Leave out the pictures and restate the rest of the data exactly.

** begin Data provided **

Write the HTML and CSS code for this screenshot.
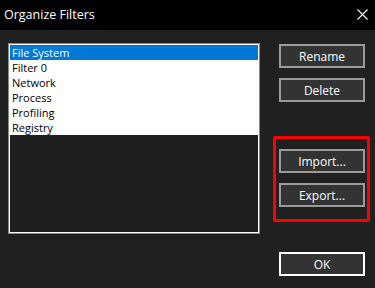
FILE: index.html
```html
<!DOCTYPE html>
<html>
<head>
<meta charset="utf-8">
<link rel="stylesheet" href="styles.css">
</head>
<body>
<div class="dialog">
  <div class="titlebar">
    <span class="title">Organize Filters</span>
    <svg class="close" width="11" height="11" viewBox="0 0 11 11"><path d="M0.5 0.5 L10.5 10.5 M10.5 0.5 L0.5 10.5" stroke="#ffffff" stroke-width="1.1" fill="none"/></svg>
  </div>
  <div class="content">
    <div class="listbox">
      <div class="listinner">
        <div class="row selected">File System</div>
        <div class="row">Filter 0</div>
        <div class="row">Network</div>
        <div class="row">Process</div>
        <div class="row">Profiling</div>
        <div class="row">Registry</div>
      </div>
    </div>
    <div class="buttons">
      <div class="btn">Rename</div>
      <div class="btn gap10">Delete</div>
      <div class="btn gap47">Import...</div>
      <div class="btn gap10">Export...</div>
      <div class="btn ok">OK</div>
    </div>
  </div>
  <div class="highlight"></div>
</div>
</body>
</html>
```
FILE: styles.css
```css
html, body {
  margin: 0;
  padding: 0;
  background: #202020;
}
.dialog {
  position: relative;
  width: 375px;
  height: 288px;
  background: #202020;
  font-family: "Open Sans", "Noto Sans", sans-serif;
  font-size: 12px;
  overflow: hidden;
}
.titlebar {
  height: 30px;
  background: #000000;
  display: flex;
  align-items: center;
  justify-content: space-between;
  padding: 0 7px 0 4px;
  box-sizing: border-box;
}
.title {
  color: #ffffff;
  font-size: 12.5px;
  position: relative;
  top: -1px;
}
.close {
  display: block;
  margin-top: -1px;
}
.content {
  display: flex;
  padding: 13px 10px 0 8px;
  justify-content: space-between;
}
.listbox {
  width: 252px;
  height: 191px;
  box-sizing: border-box;
  border: 1px solid #8a8a8a;
}
.listinner {
  height: 100%;
  box-sizing: border-box;
  border: 1px solid #ffffff;
  background: #1e1e1e;
}
.row {
  height: 15px;
  line-height: 15px;
  background: #ffffff;
  color: #000000;
  padding-left: 2px;
  font-size: 11px;
  white-space: nowrap;
  overflow: hidden;
}
.row.selected {
  background: #0078d7;
  color: #ffffff;
}
.buttons {
  display: flex;
  flex-direction: column;
  margin-top: 1px;
}
.btn {
  width: 86px;
  height: 24px;
  box-sizing: border-box;
  border: 2px solid #9b9b9b;
  background: #333333;
  color: #ffffff;
  display: flex;
  align-items: center;
  justify-content: center;
  font-size: 12px;
}
.gap10 { margin-top: 10px; }
.gap47 { margin-top: 47px; }
.btn.ok {
  margin-top: 45px;
  border-color: #ffffff;
}
.highlight {
  position: absolute;
  left: 273px;
  top: 136px;
  width: 97px;
  height: 86px;
  box-sizing: border-box;
  border: 3px solid #ff0000;
  border-radius: 2px;
}
```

** end Data provided **

(Answer to the problem):
Write the HTML and CSS code for this screenshot.
FILE: index.html
```html
<!DOCTYPE html>
<html>
<head>
<meta charset="utf-8">
<link rel="stylesheet" href="styles.css">
</head>
<body>
<div class="dialog">
  <div class="titlebar">
    <span class="title">Organize Filters</span>
    <svg class="close" width="11" height="11" viewBox="0 0 11 11"><path d="M0.5 0.5 L10.5 10.5 M10.5 0.5 L0.5 10.5" stroke="#ffffff" stroke-width="1.1" fill="none"/></svg>
  </div>
  <div class="content">
    <div class="listbox">
      <div class="listinner">
        <div class="row selected">File System</div>
        <div class="row">Filter 0</div>
        <div class="row">Network</div>
        <div class="row">Process</div>
        <div class="row">Profiling</div>
        <div class="row">Registry</div>
      </div>
    </div>
    <div class="buttons">
      <div class="btn">Rename</div>
      <div class="btn gap10">Delete</div>
      <div class="btn gap47">Import...</div>
      <div class="btn gap10">Export...</div>
      <div class="btn ok">OK</div>
    </div>
  </div>
  <div class="highlight"></div>
</div>
</body>
</html>
```
FILE: styles.css
```css
html, body {
  margin: 0;
  padding: 0;
  background: #202020;
}
.dialog {
  position: relative;
  width: 375px;
  height: 288px;
  background: #202020;
  font-family: "Open Sans", "Noto Sans", sans-serif;
  font-size: 12px;
  overflow: hidden;
}
.titlebar {
  height: 30px;
  background: #000000;
  display: flex;
  align-items: center;
  justify-content: space-between;
  padding: 0 7px 0 4px;
  box-sizing: border-box;
}
.title {
  color: #ffffff;
  font-size: 12.5px;
  position: relative;
  top: -1px;
}
.close {
  display: block;
  margin-top: -1px;
}
.content {
  display: flex;
  padding: 13px 10px 0 8px;
  justify-content: space-between;
}
.listbox {
  width: 252px;
  height: 191px;
  box-sizing: border-box;
  border: 1px solid #8a8a8a;
}
.listinner {
  height: 100%;
  box-sizing: border-box;
  border: 1px solid #ffffff;
  background: #1e1e1e;
}
.row {
  height: 15px;
  line-height: 15px;
  background: #ffffff;
  color: #000000;
  padding-left: 2px;
  font-size: 11px;
  white-space: nowrap;
  overflow: hidden;
}
.row.selected {
  background: #0078d7;
  color: #ffffff;
}
.buttons {
  display: flex;
  flex-direction: column;
  margin-top: 1px;
}
.btn {
  width: 86px;
  height: 24px;
  box-sizing: border-box;
  border: 2px solid #9b9b9b;
  background: #333333;
  color: #ffffff;
  display: flex;
  align-items: center;
  justify-content: center;
  font-size: 12px;
}
.gap10 { margin-top: 10px; }
.gap47 { margin-top: 47px; }
.btn.ok {
  margin-top: 45px;
  border-color: #ffffff;
}
.highlight {
  position: absolute;
  left: 273px;
  top: 136px;
  width: 97px;
  height: 86px;
  box-sizing: border-box;
  border: 3px solid #ff0000;
  border-radius: 2px;
}
```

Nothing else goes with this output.